A great loss—that of Hampden—was the signal for these reverses. A trifling encounter of cavalry had taken place on the 18th of June, in the plain of Chalgrave, a few leagues from Oxford. Prince Rupert defeated the Parliamentarians. Hampden was there. "I saw him," said a prisoner, "go away, contrary to his custom, from the field of battle before the end of the action. His head was bent low, his hands rested upon the neck of his horse; without doubt he is wounded." The people of Oxford were agitated, almost fearing to rejoice. The king sent one of his physicians, a country neighbor of Hampden, to know whether he did not want assistance. A thought of conciliation towards this powerful adversary had crossed the mind of Charles. Doctor Giles found Hampden dying: a bullet had shattered his shoulder. He was told, however, who had sent to enquire after him, and with what intention. A violent agitation seized the wounded man. He wished to speak, but death had already frozen his tongue; he expired a few instants afterwards. When he was no longer to be feared, the people rejoiced in Oxford; while in London, and in nearly all the kingdom, the grief was as violent as it was profound.

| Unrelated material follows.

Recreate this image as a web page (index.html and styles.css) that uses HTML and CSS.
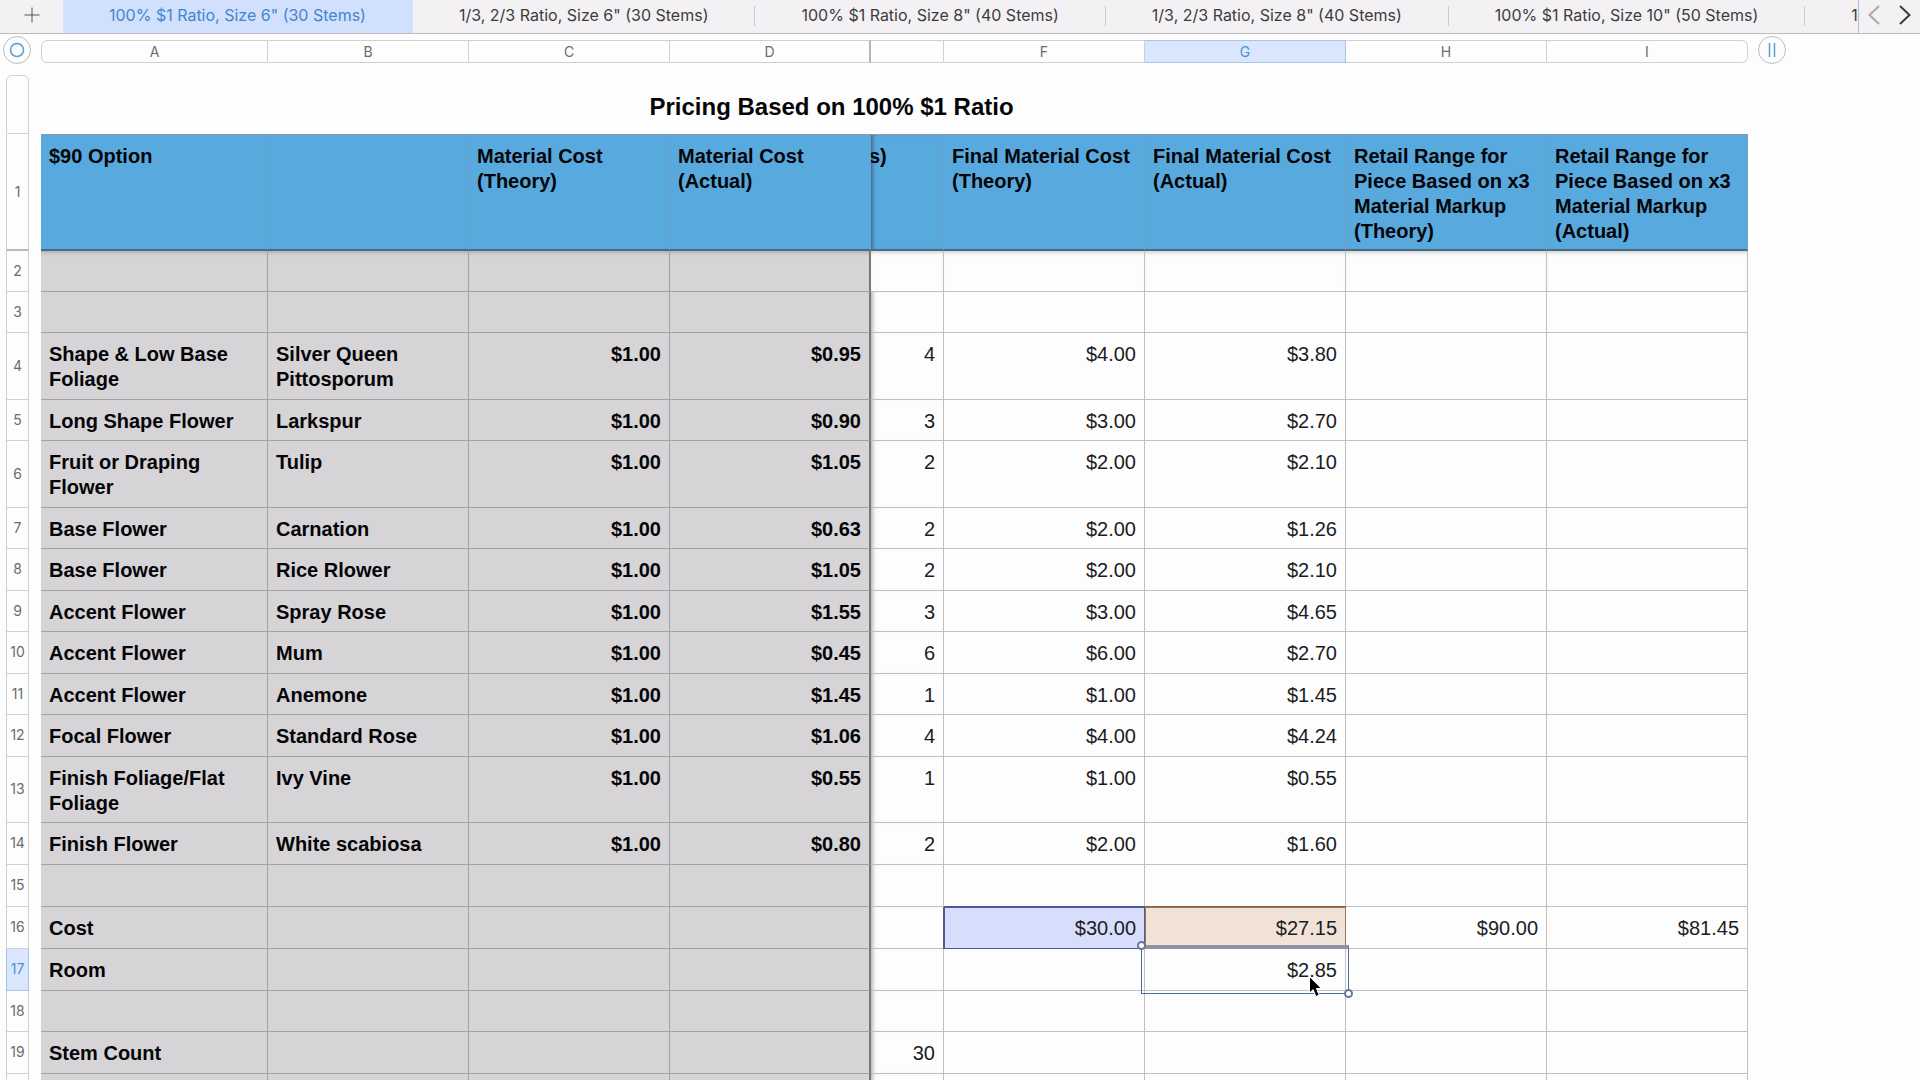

"Never had man inspired so much confidence in a people. Whoever belonged to the national party, no matter in what degree or for what motives, counted upon Hampden for the success of his wishes. The more moderate believed in his wisdom, the more passionate in his patriotic devotion, the more honest in his uprightness, the more intriguing in his skill. Prudent and reserved, while ready to brave all perils, he who had never yet been wanting suddenly disappointed all hopes. A marvellous good fortune, which forever placed his name in the high position assigned to it by the expectation of his contemporaries, and perhaps saved his virtue as well as his glory, from the rocks whereon revolutions impel and shatter their noblest favorites!"